With your help on Giving Tuesday, we will expand our efforts to develop equitable models for open publishing
This Giving Tuesday, your gift to the MIT Press Fund for the Future will support publishing innovation and allow us to make high quality scientific content freely and openly available to anyone, anywhere in the world. Democratizing access to trustworthy information has never been more critical—it ignites understanding and encourages cross-pollination of the vital scientific research we need to address global challenges.
For close to thirty years, the MIT Press has been a leader in digital experimentation and open publishing, and we aren’t slowing down anytime soon. In 2023, we released close to 100 new open access books and launched three new open access journals: Journal of Climate Resilience & Climate Justice, Rapid Reviews\Infectious Diseases, and Imaging Neuroscience.
This Giving Tuesday, your financial gift to the Fund for the Future will support equitable and open access to MIT Press journals and books. And, thanks to the generosity of MIT Press friends Victor and Ruth McElheny, the first $2000.00 in pledges will have 2x the impact.
As a special thank you, everyone who donates $100 or more on Giving Tuesday—November 28, 2023—will receive a one-of-a-kind, only-at-MIT tape measure marked in centimeters, inches, and smoots.*
Together, we will expand our efforts to develop equitable and sustainable models for open publishing, making vital scholarship available to anyone, anywhere in the world. Thank you for your #GivingTuesday support!
Amy Brand, PhD
Director and Publisher, MIT Press
P.S. – MIT alumni: we are happy to confirm that gifts to the MIT Press count toward annual class gift totals!

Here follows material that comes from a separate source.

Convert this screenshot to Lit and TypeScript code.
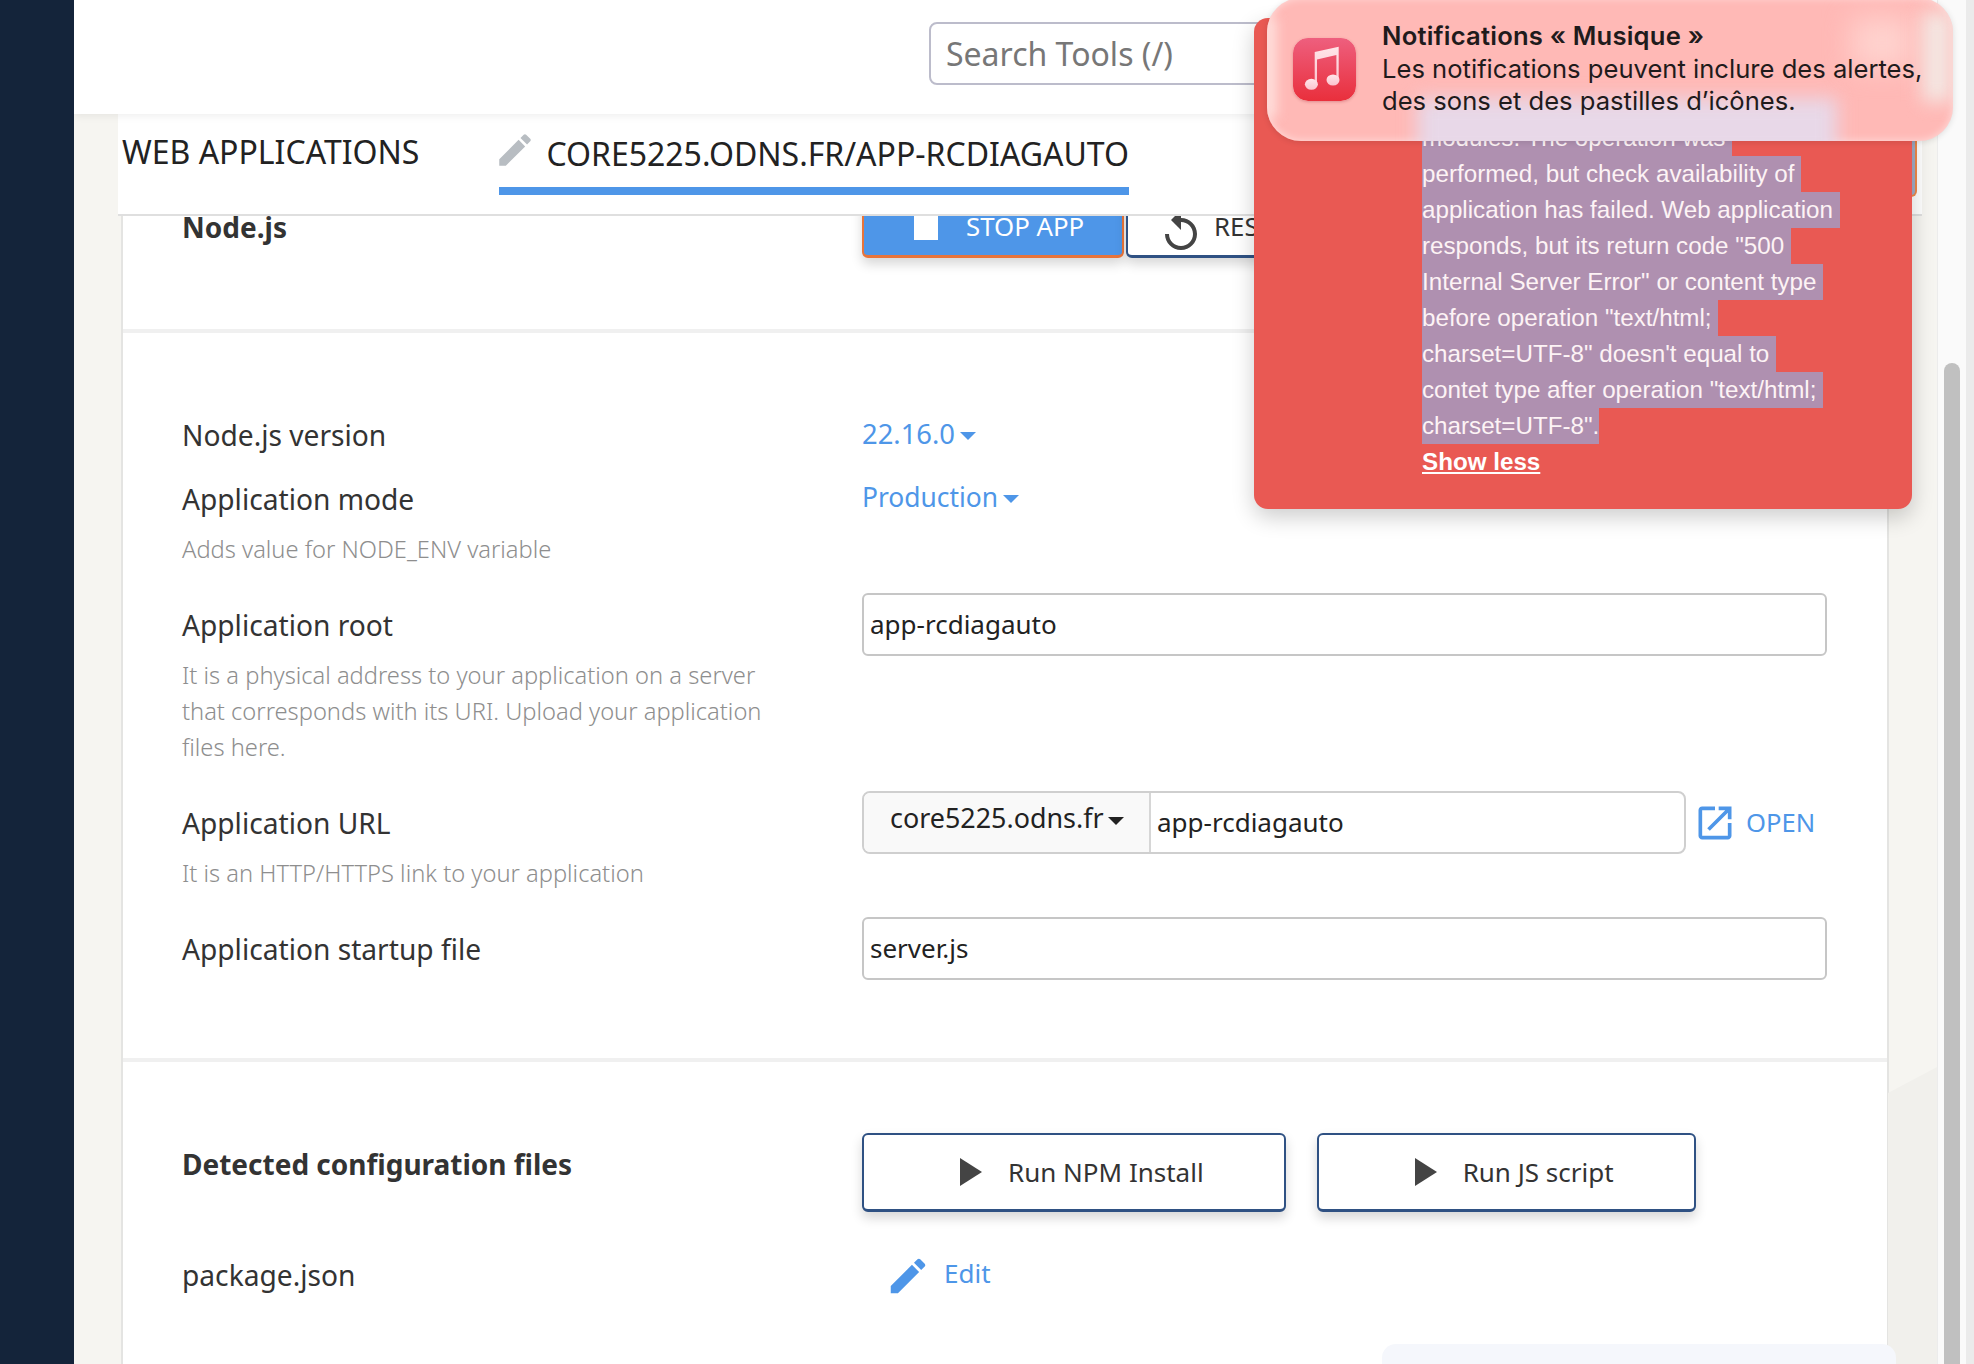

“When it comes to the climate crisis, open access enables more policy discussions, better processes, and greater impact worldwide.”—Maria Ivanova, MIT Press author; Director of the Policy School at Northeastern University; Winner, Global Green Mentor Award, 2023 Climate Week
* What’s a smoot, you ask? A smoot is a unit of measure named for MIT alum Oliver Smoot ’62, who, as a freshman in 1958, courageously—and with good humor—served as a human measuring stick (one smoot = 5′ 7″), so the world would know with certainty that the Mass Ave bridge was approximately 364.4 smoots long. Ollie’s participation with six of his Lambda Chi pledge brothers in the hack inspired this exclusive thank-you gift.